On the importance of keeping our Class B miniature 3-way refrigerators level...
This past weekend I plugged in my Pleasure-Way and turned the refrigerator on to AC about 24 hours before my planned departure time. I have a remote temperature sensor in the fridge and had the base unit set up in my house kitchen so I could keep an eye on the refrigerator's temperature.
The temperature steadily decreased for about 3 hours and then it began to increase. The exterior vent area was definitely very hot, so I was confused as to why the refrigerator wasn't cooling. Thinking something went wrong with the AC, I turned the refrigerator on to propane. Same thing. The refrigerator temperature kept increasing and the exterior vent area was very hot.
I pulled out my Dometic refrigerator manual to see if there were any troubleshooting tips mentioning the hot vent in combination with no cooling. In the manual I noticed a couple of paragraphs about the importance of having the refrigerator level. I went out to my rig, placed my little "level gauges" on the countertop and discovered that my rig was actually quite tilted toward the front. I hadn't thought about it, but I had very recently started keeping more air in my air springs, and apparently this difference the height of the rear of my Pleasure-Way was causing the liquid ammonia to accumulate in the evaporator tubing, resulting in a loss of cooling. I put some leveling blocks under my front tires, let some air out of my air springs, turned the fridge back onto AC and, voila, the refrigerator started cooling again.

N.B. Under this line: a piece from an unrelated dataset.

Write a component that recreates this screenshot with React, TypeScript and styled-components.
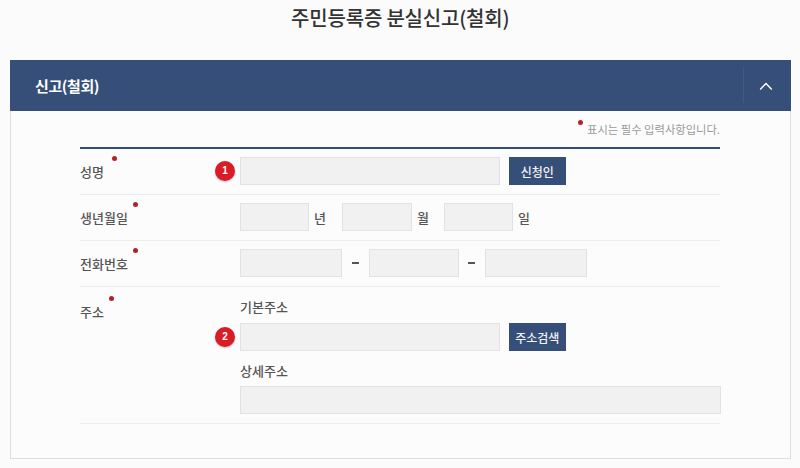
import styled, {createGlobalStyle} from 'styled-components';

const GlobalStyle = createGlobalStyle`
  html, body {
    margin: 0;
    padding: 0;
    background: #fbfbfb;
    font-family: 'Noto Sans CJK KR', 'Noto Sans', sans-serif;
    color: #444;
  }
  * {
    box-sizing: border-box;
  }
`;

function App() {
  return (
    <Page>
      <GlobalStyle />
      <Title>주민등록증 분실신고(철회)</Title>
      <Panel>
        <PanelHeader>
          <PanelTitle>신고(철회)</PanelTitle>
          <Collapse>
            <svg width="14" height="8" viewBox="0 0 14 8" fill="none">
              <path d="M1.2 7.4 7 1.4l5.8 6" stroke="#fff" strokeWidth="1.4" />
            </svg>
          </Collapse>
        </PanelHeader>
        <PanelBody>
          <Note>표시는 필수 입력사항입니다.</Note>
          <Form>
            <Row>
              <Label $dot={32}>성명</Label>
              <Field>
                <Inline>
                  <Badge>1</Badge>
                  <Input $w={260} />
                  <Button>신청인</Button>
                </Inline>
              </Field>
            </Row>
            <Row>
              <Label $dot={53}>생년월일</Label>
              <Field>
                <Inline>
                  <Input $w={69} />
                  <Unit $w={33}>년</Unit>
                  <Input $w={70} />
                  <Unit $w={32}>월</Unit>
                  <Input $w={69} />
                  <Unit $w={16}>일</Unit>
                </Inline>
              </Field>
            </Row>
            <Row>
              <Label $dot={53}>전화번호</Label>
              <Field>
                <Inline>
                  <Input $w={102} />
                  <Dash />
                  <Input $w={90} />
                  <Dash />
                  <Input $w={102} />
                </Inline>
              </Field>
            </Row>
            <AddressRow>
              <Label $dot={29}>주소</Label>
              <Field>
                <SubLabel>기본주소</SubLabel>
                <Inline>
                  <Badge>2</Badge>
                  <Input $w={260} />
                  <Button>주소검색</Button>
                </Inline>
                <SubLabelNext>상세주소</SubLabelNext>
                <Input $w={481} />
              </Field>
            </AddressRow>
          </Form>
        </PanelBody>
      </Panel>
    </Page>
  );
}

const Page = styled.div`
  width: 800px;
  height: 468px;
  padding: 0 9.5px 0 10px;
  overflow: hidden;
`;

const Title = styled.h1`
  margin: 0;
  height: 60px;
  padding-top: 3px;
  font-size: 20px;
  line-height: 30px;
  font-weight: 500;
  text-align: center;
  color: #333;
  letter-spacing: -0.2px;
`;

const Panel = styled.section`
  height: 398.5px;
  border: 1px solid #dedede;
  border-top: 0;
  background: #fcfcfc;
`;

const PanelHeader = styled.header`
  height: 51px;
  margin: 0 -1px;
  padding: 8px 0 8px 25px;
  display: flex;
  align-items: center;
  justify-content: space-between;
  background: #354f79;
`;

const PanelTitle = styled.h2`
  margin: 0;
  font-size: 15px;
  font-weight: 700;
  color: #fff;
  letter-spacing: -0.4px;
`;

const Collapse = styled.button`
  width: 48px;
  height: 35px;
  padding: 0 3px 0 0;
  display: flex;
  align-items: center;
  justify-content: center;
  background: transparent;
  border: 0;
  border-left: 1px solid #43597f;
`;

const PanelBody = styled.div`
  padding: 0 69.5px 0 69px;
`;

const Note = styled.p`
  position: relative;
  width: fit-content;
  margin: 0 0 0 auto;
  height: 36px;
  padding-top: 8px;
  font-size: 11.3px;
  line-height: 20px;
  color: #9a9a9a;

  &::before {
    content: '';
    position: absolute;
    left: -9px;
    top: 9px;
    width: 5px;
    height: 5px;
    border-radius: 50%;
    background: #b3202a;
  }
`;

const Form = styled.div`
  border-top: 2px solid #354f79;
`;

const Row = styled.div`
  display: grid;
  grid-template-columns: 160px 1fr;
  height: 46px;
  padding-top: 8px;
  border-bottom: 1px solid #ececec;
`;

const AddressRow = styled(Row)`
  height: 137px;
  padding-top: 0;
`;

const Label = styled.div<{$dot: number}>`
  position: relative;
  height: 28px;
  font-size: 13px;
  line-height: 29px;
  font-weight: 500;
  color: #555;

  ${AddressRow} > & {
    margin-top: 10px;
  }

  &::after {
    content: '';
    position: absolute;
    left: ${p => p.$dot}px;
    top: -1px;
    width: 5px;
    height: 5px;
    border-radius: 50%;
    background: #b3202a;
  }
`;

const Field = styled.div`
  display: flex;
  flex-direction: column;
`;

const Inline = styled.div`
  position: relative;
  display: flex;
  align-items: center;
`;

const Input = styled.div<{$w: number}>`
  width: ${p => p.$w}px;
  height: 28px;
  flex: none;
  background: #f1f1f1;
  border: 1px solid #e2e2e2;
`;

const Button = styled.button`
  width: 56.5px;
  height: 28px;
  margin-left: 9px;
  padding: 0;
  background: #354f79;
  border: 0;
  font-family: inherit;
  font-size: 12px;
  font-weight: 500;
  color: #f2f2f2;
`;

const Badge = styled.span`
  position: absolute;
  left: -25px;
  top: 4px;
  width: 20px;
  height: 20px;
  border-radius: 50%;
  background: #d91c28;
  box-shadow: 0 1px 2px rgba(0, 0, 0, 0.25);
  font-family: 'Liberation Sans', sans-serif;
  font-size: 10px;
  font-weight: 700;
  line-height: 20px;
  text-align: center;
  color: #fff;
`;

const Unit = styled.span<{$w: number}>`
  width: ${p => p.$w}px;
  padding-left: 5px;
  flex: none;
  font-size: 13px;
  font-weight: 500;
  color: #555;
`;

const Dash = styled.span`
  width: 26.5px;
  flex: none;
  display: flex;
  justify-content: center;

  &::before {
    content: '';
    width: 7px;
    height: 2px;
    background: #555;
  }
`;

const SubLabel = styled.div`
  height: 36px;
  padding-top: 8px;
  font-size: 13px;
  line-height: 24px;
  font-weight: 500;
  color: #555;
`;

const SubLabelNext = styled(SubLabel)`
  height: 35px;
  padding-top: 8px;
`;

export default App;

I used to take the importance of being level very lightly, but will never do so again. These Dometic 3-way refrigerators are extremely fussy.
Lynne, this is very informative. Are there brands of refrigerators that are not fussy with level? I know it's important for home a/c condensers and house fridges. Does this mean that the fridge should not be on while driving??
All absorption refrigerators need to be level to work. If you run them off level you can cause a permanent blockage very quickly. It is okay to run the firg while driving because the constant motion allows the liquid to move through the pipes.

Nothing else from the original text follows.